In the same way, when we interact with nature, we should do so not to grasp selfishly at the benefits this may bring to the “performance” of our brain, but to open ourselves to the infinite possibilities that arise from spiritual contemplation. What truly rational person would grasp at a twenty-per-cent improvement in short term memory when the sky is the limit, or, even better, when there is the promise of what is limitless? How is it conceivable that we could have such a miserable level of ambition?
In the same way, the tourists with their cameras, grasping to record an experience, to make it their own, and in effect to steal what is not theirs, become blind to its presence at that moment.
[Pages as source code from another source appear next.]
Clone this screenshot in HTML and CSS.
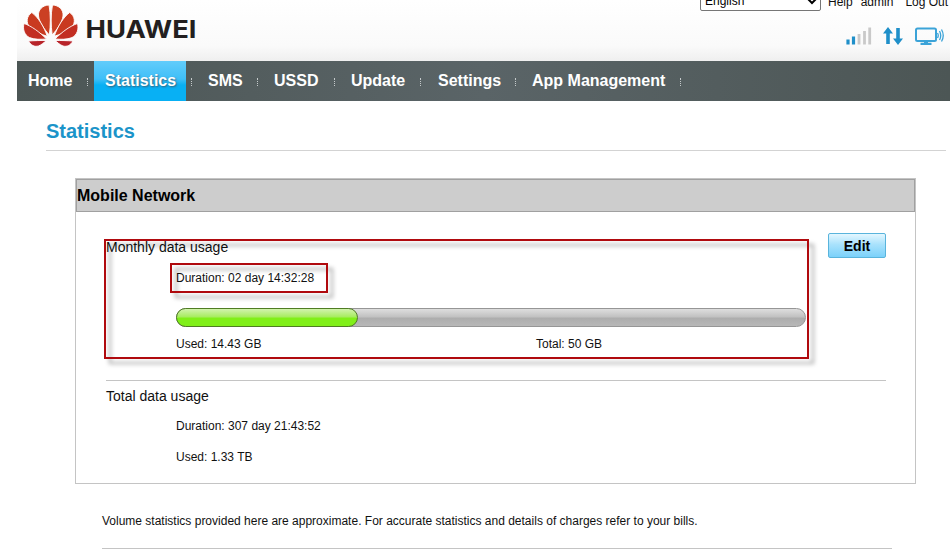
FILE: index.html
```html
<!DOCTYPE html>
<html lang="en">
  <head>
    <meta charset="UTF-8" />
    <meta name="viewport" content="width=device-width, initial-scale=1.0" />
    <title>Statistics</title>
    <link rel="stylesheet" href="styles.css">
  </head>
  <body>
    <div class="header">
      <div class="logo">
        <svg width="180" height="44" viewBox="0 0 180 44">
          <g id="half" stroke="#ffffff" stroke-width="0.900">
            <path fill="#cb4023" d="M26.300 31C27.600 22 27.800 10 26 1C19.500 1.200 14.800 6 15.500 12C16.200 18 21.500 25.500 26.300 31Z" />
            <path fill="#c93a20" d="M24.300 32.300C21 23 15.500 13.500 8.800 8.500C3.500 12 2.800 18.500 6.500 23C11 27.500 18.500 30.500 24.300 32.300Z" />
            <path fill="#c22e22" d="M23.500 35C16.500 28 8.500 22 1 19.500C-0.500 25.500 1.500 31 6.500 33.600C11.500 35.700 18 35.400 23.500 35Z" />
            <path fill="#b8242a" d="M23.300 36.500C18 36.400 11 36.600 5.500 37C8 41.500 11.500 43 15.500 42C18.500 40.800 21 38.700 23.300 36.500Z" />
          </g>
          <use href="#half" transform="translate(55.500 0) scale(-1 1)" />
          <text class="logo-text" x="62.500" y="33.500" textLength="111" lengthAdjust="spacingAndGlyphs">HUAWEI</text>
        </svg>
      </div>
      <div class="tools">
        <div class="links">
          <select>
            <option>English</option>
          </select>
          <a class="help">Help</a>
          <a class="user">admin</a>
          <a class="logout">Log Out</a>
        </div>
        <div class="status">
          <svg width="26" height="18" viewBox="0 0 26 18">
            <path d="M2 12.500V17.500M7.500 9.500V17.500" stroke="#1f8fc9" stroke-width="3.200" />
            <path d="M13 7V17.500M18.500 4V17.500M23.700 0.500V17.500" stroke="#c9c9c9" stroke-width="2.800" />
          </svg>
          <svg class="arrows" width="20" height="18" viewBox="0 0 20 18">
            <path fill="#1f8fc9" d="M5 0L10 6.500H6.800V17H3.200V6.500H0ZM15 18L10 11.500H13.200V1H16.800V11.500H20Z" />
          </svg>
          <svg class="screen" width="29" height="19" viewBox="0 0 29 19" fill="none" stroke="#3ba3d8">
            <rect x="1" y="1.500" width="20" height="12.500" rx="1.500" stroke-width="2" />
            <path d="M5.500 16.800H16.500M9 15.500H13" stroke-width="2.200" />
            <path d="M22.500 6Q24 8.500 22.500 11M24.500 4Q27 8.500 24.500 13M26.500 2.500Q30 8.500 26.500 14.500" stroke-width="1.300" />
          </svg>
        </div>
      </div>
    </div>

    <div class="nav">
      <a class="home">Home</a>
      <a class="active">Statistics</a>
      <a class="sms">SMS</a>
      <a class="ussd">USSD</a>
      <a class="update">Update</a>
      <a class="settings">Settings</a>
      <a class="apps">App Management</a>
    </div>

    <div class="content">
      <h1>Statistics</h1>
      <div class="panel">
        <h2>Mobile Network</h2>
        <div class="panel-body">
          <div class="section monthly">
            <div class="section-title">Monthly data usage</div>
            <div class="duration">Duration: 02 day 14:32:28</div>
            <div class="progress">
              <div class="progress-bar" style="width: 182px"></div>
            </div>
            <div class="amounts">
              <span>Used: 14.43 GB</span>
              <span>Total: 50 GB</span>
            </div>
            <button class="edit-button">Edit</button>
            <div class="mark mark-usage"></div>
            <div class="mark mark-duration"></div>
          </div>
          <div class="section total">
            <div class="section-title">Total data usage</div>
            <div class="duration">Duration: 307 day 21:43:52</div>
            <div class="used">Used: 1.33 TB</div>
          </div>
        </div>
      </div>
      <p class="note">
        Volume statistics provided here are approximate. For accurate statistics and details of charges refer to your bills.
      </p>
    </div>
  </body>
</html>
```
FILE: styles.css
```css
body {
  margin: 0;
  height: 551px;
  overflow: hidden;
  background-color: #ffffff;
  color: #111111;
  font-family: "Liberation Sans", Arial, sans-serif;
  font-size: 12px;
}
.header {
  display: flex;
  justify-content: space-between;
  height: 61px;
  margin-left: 17px;
  background: linear-gradient(#ffffff, #fafafa 75%, #efefef);
}
.logo {
  padding: 4px 0 0 6px;
}
.logo-text {
  fill: #231f20;
  font-family: Inter, sans-serif;
  font-size: 24.5px;
  font-weight: 700;
}
.tools {
  width: 250px;
}
.links {
  display: flex;
  height: 22px;
  margin-top: -9px;
  line-height: 22px;
  white-space: nowrap;
}
.links select {
  box-sizing: border-box;
  width: 121px;
  height: 20px;
  padding: 0;
  border: 1px solid #767676;
  border-radius: 2px;
  background-color: #ffffff;
  font-family: "Liberation Sans", Arial, sans-serif;
  font-size: 12px;
}
.help {
  margin-left: 7px;
}
.user {
  margin-left: 8px;
}
.logout {
  margin-left: 12px;
}
.status {
  display: flex;
  padding: 14px 0 0 146px;
}
.arrows {
  margin-left: 11px;
}
.screen {
  margin-left: 12px;
}
.nav {
  display: flex;
  height: 40px;
  margin-left: 17px;
  background: linear-gradient(90deg, #4c5655, #5a6467 50%, #4c5655);
}
.nav a {
  box-sizing: border-box;
  position: relative;
  padding-left: 22px;
  color: #ffffff;
  font-size: 16px;
  font-weight: bold;
  line-height: 39px;
  white-space: nowrap;
}
/* dotted separator after each menu item */
.nav a::after {
  content: "";
  position: absolute;
  top: 17px;
  right: 0;
  height: 8px;
  border-left: 1px dotted #c5cacb;
}
.nav .home {
  width: 71px;
  margin-right: 6px;
  padding-left: 11px;
}
.nav .active {
  width: 92px;
  padding-left: 11px;
  background: linear-gradient(#62ccfb, #3fbff8 45%, #08b0f4 60%, #08b0f4);
  text-shadow: 1px 1px 2px #35627a;
}
.nav .active::after {
  right: -6px;
}
.nav .sms {
  width: 72px;
}
.nav .ussd {
  width: 77px;
  padding-left: 16px;
}
.nav .update {
  width: 86px;
  padding-left: 16px;
}
.nav .settings {
  width: 95px;
  padding-left: 17px;
}
.nav .apps {
  width: 165px;
  padding-left: 16px;
}
.content {
  padding: 17px 4px 0 46px;
}
h1 {
  height: 32px;
  margin: 0;
  border-bottom: 1px solid #d3d3d3;
  color: #1b94c9;
  font-size: 20px;
  line-height: 26px;
}
.panel {
  box-sizing: border-box;
  width: 841px;
  height: 306px;
  margin: 27px 0 0 29px;
  border: 1px solid #c4c4c4;
}
h2 {
  height: 31px;
  margin: 0;
  border: 1px solid #a0a0a0;
  background-color: #cdcdcd;
  color: #000000;
  font-size: 16px;
  line-height: 31px;
}
.panel-body {
  padding: 26px 29px 0 30px;
}
.section {
  position: relative;
}
.section-title {
  font-size: 14px;
  line-height: 18px;
}
.monthly {
  height: 142px;
  border-bottom: 1px solid #c4c4c4;
}
.duration {
  margin: 14px 0 0 70px;
  line-height: 16px;
}
.progress {
  box-sizing: border-box;
  width: 630px;
  height: 19px;
  margin: 22px 0 0 70px;
  border: 1px solid #969696;
  border-radius: 10px;
  background: linear-gradient(#dedede, #c2c2c2 45%, #adadad 55%, #b8b8b8);
}
.progress-bar {
  box-sizing: border-box;
  height: 19px;
  margin: -1px 0 0 -1px;
  border: 1px solid #4f7c23;
  border-radius: 10px;
  background: linear-gradient(#d2f3ae, #a8ec62 45%, #80ef18 55%, #80ef18);
}
.amounts {
  display: flex;
  margin: 9px 0 0 70px;
  line-height: 16px;
}
.amounts span {
  flex: 0 0 360px;
}
.amounts span:last-child {
  flex-basis: auto;
}
.edit-button {
  position: absolute;
  top: -5px;
  right: 0;
  width: 58px;
  height: 25px;
  padding: 0;
  border: 1px solid #59b4dc;
  border-radius: 2px;
  background: linear-gradient(#e4f7ff, #a9e2fc 45%, #7bd1fa);
  color: #000000;
  font-family: "Liberation Sans", Arial, sans-serif;
  font-size: 14px;
  font-weight: bold;
}
/* highlighted areas */
.mark {
  box-sizing: border-box;
  position: absolute;
  border: 2px solid #b00a0e;
  filter: drop-shadow(5px 5px 2px rgba(0, 0, 0, 0.35));
}
.mark-usage {
  top: 1px;
  left: -2px;
  width: 705px;
  height: 120px;
}
.mark-duration {
  top: 25px;
  left: 64px;
  width: 158px;
  height: 30px;
}
.total {
  padding-top: 6px;
}
.total .duration {
  margin-top: 13px;
}
.used {
  margin: 15px 0 0 70px;
  line-height: 16px;
}
.note {
  width: 790px;
  height: 35px;
  margin: 29px 0 0 56px;
  border-bottom: 1px solid #c4c4c4;
  line-height: 16px;
  white-space: nowrap;
}
```
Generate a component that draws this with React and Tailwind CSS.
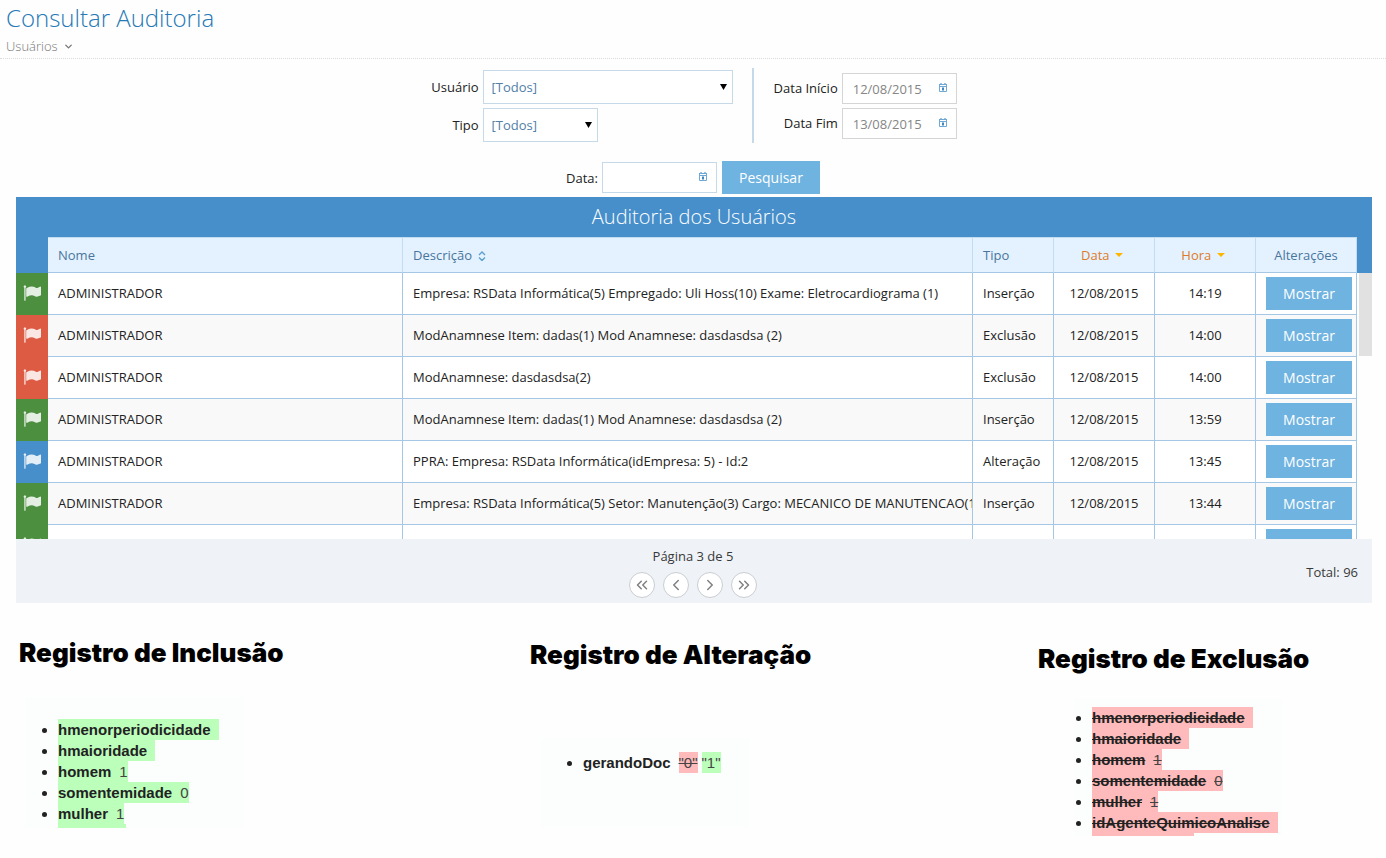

And I too, grasping to register my complaint about those very tourists, failed to see what was staring me in the face, if only I had looked up. Whenever we grasp, our hearts become harder and we fail to see. In these excessively grasping and materialistic times, the nadir, according to the Hundus, of the kali yuga, the age of iron, we need more than ever the Grace of God to help us let go of our need to grasp, own and control. If we can do so, the rose-coloured starling of our own soul, that rare and precious visitor from another world, can be free to take flight and return to its imperishable homeland.